(Prompt):
Search the listing for the string "this" and copy every line that contains it.

(Given records):
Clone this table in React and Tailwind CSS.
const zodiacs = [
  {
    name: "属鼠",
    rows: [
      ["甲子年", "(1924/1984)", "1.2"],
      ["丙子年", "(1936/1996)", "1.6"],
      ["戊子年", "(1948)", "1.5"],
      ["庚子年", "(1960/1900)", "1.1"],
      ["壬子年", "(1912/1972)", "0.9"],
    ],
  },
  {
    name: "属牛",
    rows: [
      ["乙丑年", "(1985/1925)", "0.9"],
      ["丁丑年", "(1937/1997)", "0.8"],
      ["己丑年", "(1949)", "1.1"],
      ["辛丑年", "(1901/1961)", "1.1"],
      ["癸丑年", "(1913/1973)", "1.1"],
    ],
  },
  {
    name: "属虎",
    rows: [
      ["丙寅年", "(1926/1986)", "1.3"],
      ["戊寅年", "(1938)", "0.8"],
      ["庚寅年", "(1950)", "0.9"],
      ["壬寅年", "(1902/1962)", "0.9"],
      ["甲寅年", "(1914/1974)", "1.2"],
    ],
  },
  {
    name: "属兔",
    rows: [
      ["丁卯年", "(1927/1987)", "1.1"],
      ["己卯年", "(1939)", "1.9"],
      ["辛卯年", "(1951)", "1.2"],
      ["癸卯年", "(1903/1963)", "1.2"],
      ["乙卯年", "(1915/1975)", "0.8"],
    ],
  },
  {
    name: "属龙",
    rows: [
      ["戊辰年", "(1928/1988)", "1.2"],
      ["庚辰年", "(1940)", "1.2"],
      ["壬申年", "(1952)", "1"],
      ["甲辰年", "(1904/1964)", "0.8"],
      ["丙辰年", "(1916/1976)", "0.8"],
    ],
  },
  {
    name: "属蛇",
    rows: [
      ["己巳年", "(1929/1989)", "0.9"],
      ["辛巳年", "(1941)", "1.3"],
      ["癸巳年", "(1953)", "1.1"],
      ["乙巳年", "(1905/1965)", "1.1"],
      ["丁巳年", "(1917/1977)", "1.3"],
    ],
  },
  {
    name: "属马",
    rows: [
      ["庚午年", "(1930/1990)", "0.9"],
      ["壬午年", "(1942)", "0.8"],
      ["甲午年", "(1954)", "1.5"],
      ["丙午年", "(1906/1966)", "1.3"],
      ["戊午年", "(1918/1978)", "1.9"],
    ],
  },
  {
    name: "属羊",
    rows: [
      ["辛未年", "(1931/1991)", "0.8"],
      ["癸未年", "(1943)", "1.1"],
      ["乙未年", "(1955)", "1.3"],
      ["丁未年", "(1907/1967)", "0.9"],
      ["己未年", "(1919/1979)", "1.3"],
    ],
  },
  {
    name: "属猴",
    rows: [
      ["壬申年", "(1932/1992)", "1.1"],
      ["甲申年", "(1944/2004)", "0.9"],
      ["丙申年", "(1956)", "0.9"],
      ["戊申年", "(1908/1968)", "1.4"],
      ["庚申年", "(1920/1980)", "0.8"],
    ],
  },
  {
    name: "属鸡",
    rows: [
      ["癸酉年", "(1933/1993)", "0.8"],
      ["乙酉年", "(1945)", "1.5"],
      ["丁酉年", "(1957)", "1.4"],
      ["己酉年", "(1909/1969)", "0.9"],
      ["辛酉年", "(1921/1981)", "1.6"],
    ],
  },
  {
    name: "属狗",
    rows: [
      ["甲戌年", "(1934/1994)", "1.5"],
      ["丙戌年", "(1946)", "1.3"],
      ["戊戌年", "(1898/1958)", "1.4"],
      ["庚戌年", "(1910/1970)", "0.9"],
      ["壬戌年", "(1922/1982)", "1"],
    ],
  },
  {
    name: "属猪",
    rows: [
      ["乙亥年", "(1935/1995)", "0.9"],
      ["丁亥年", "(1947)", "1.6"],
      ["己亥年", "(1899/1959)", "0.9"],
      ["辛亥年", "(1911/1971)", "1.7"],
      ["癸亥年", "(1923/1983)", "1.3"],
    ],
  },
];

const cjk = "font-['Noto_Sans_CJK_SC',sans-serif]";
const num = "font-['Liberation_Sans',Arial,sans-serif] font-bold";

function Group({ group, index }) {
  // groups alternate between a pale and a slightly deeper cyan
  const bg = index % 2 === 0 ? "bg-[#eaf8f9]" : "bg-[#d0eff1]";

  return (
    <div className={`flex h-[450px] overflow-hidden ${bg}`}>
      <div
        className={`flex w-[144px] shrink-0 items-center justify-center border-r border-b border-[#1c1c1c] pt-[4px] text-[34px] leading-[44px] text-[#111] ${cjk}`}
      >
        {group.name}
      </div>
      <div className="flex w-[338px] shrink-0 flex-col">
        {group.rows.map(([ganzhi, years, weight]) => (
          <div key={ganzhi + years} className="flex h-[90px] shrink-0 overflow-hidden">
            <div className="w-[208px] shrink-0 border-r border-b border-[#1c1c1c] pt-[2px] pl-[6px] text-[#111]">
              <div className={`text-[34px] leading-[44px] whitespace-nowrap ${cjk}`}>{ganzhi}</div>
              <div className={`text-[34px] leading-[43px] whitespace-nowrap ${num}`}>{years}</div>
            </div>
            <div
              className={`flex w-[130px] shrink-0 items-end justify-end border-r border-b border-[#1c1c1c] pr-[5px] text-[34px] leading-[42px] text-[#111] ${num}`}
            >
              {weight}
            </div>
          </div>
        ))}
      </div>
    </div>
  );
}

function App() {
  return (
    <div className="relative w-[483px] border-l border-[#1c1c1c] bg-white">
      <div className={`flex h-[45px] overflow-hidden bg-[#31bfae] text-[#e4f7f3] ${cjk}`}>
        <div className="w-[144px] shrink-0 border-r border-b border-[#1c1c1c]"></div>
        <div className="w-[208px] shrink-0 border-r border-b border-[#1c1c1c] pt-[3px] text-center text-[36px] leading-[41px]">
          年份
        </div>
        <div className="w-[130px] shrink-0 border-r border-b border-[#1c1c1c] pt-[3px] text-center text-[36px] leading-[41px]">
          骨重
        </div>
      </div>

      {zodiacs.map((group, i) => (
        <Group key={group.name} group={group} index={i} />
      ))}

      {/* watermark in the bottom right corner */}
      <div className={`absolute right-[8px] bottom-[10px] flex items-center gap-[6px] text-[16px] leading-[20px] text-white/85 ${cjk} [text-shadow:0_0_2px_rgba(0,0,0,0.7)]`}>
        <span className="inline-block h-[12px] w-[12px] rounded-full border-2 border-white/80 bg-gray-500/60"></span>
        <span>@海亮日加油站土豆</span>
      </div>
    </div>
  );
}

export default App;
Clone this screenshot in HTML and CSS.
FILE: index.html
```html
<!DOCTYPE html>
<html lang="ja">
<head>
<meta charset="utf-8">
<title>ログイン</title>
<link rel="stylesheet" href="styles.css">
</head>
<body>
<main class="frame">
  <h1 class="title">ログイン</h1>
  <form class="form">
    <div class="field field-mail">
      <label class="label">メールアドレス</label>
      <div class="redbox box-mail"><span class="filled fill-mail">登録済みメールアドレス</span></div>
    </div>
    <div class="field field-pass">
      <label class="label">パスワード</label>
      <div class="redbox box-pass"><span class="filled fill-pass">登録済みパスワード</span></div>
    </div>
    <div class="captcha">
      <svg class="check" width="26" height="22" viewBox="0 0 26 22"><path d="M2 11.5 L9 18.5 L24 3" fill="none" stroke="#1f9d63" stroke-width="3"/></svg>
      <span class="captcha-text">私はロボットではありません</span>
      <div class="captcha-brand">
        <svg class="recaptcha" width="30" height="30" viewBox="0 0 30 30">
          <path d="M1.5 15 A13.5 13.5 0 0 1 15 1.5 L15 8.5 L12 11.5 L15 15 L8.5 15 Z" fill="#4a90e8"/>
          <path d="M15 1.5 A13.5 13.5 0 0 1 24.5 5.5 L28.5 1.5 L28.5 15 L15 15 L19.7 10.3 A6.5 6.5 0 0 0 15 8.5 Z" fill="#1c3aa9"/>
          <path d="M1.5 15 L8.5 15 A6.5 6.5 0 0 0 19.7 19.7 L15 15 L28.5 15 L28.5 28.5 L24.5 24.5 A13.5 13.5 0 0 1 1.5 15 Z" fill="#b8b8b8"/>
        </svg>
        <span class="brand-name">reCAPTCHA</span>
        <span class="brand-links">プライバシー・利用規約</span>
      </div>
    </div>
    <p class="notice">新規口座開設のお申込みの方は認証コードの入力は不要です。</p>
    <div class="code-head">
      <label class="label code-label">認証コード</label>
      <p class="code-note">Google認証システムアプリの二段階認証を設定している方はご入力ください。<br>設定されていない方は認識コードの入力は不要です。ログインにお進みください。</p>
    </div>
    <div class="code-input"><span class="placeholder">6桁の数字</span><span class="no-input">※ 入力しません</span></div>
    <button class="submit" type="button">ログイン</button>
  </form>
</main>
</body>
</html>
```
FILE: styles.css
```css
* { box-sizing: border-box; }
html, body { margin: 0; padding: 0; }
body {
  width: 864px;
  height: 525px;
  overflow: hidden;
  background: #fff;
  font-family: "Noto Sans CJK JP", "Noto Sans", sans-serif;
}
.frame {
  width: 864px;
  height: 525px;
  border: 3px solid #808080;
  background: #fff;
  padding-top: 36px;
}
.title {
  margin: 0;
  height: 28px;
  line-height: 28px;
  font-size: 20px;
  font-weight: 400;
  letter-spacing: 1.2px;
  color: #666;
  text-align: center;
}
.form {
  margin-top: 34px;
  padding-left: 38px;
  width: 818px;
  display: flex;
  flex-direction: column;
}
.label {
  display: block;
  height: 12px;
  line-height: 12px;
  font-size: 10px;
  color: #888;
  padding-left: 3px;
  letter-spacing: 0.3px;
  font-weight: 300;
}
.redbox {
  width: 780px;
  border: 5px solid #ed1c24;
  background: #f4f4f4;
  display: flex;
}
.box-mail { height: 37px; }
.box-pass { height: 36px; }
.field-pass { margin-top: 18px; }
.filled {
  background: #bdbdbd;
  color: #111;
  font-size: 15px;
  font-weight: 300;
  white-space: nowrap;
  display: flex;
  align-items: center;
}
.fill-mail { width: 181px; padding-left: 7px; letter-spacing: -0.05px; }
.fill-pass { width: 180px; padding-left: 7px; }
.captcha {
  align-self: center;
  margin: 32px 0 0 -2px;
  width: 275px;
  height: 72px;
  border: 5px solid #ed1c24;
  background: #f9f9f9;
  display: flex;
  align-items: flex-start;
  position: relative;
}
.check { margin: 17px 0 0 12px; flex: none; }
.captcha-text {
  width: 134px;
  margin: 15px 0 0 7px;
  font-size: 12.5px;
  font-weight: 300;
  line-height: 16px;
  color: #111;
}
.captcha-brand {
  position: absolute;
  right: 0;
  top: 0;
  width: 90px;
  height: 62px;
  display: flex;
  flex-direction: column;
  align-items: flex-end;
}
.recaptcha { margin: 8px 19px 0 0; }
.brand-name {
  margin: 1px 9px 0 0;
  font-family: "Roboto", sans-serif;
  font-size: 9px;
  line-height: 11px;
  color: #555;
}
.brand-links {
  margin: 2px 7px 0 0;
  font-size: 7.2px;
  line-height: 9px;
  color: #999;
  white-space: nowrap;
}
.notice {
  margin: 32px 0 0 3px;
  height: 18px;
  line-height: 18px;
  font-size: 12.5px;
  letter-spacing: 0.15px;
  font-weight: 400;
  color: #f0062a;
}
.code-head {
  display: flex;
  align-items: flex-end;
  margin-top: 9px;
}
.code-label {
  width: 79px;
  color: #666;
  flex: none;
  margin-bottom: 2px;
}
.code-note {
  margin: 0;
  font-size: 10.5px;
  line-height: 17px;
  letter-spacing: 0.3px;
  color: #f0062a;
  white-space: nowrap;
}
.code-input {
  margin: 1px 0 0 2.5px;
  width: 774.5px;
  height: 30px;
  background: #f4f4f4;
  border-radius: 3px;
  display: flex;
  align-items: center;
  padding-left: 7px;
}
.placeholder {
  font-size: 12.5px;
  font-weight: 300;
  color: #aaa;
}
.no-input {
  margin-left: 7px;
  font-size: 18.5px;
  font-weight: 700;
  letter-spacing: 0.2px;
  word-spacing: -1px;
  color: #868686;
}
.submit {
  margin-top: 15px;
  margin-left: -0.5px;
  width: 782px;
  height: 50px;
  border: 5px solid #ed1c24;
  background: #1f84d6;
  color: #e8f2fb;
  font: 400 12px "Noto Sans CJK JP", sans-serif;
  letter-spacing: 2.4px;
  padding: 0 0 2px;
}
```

(Exercise output):
Clone this table in React and Tailwind CSS.
Clone this screenshot in HTML and CSS.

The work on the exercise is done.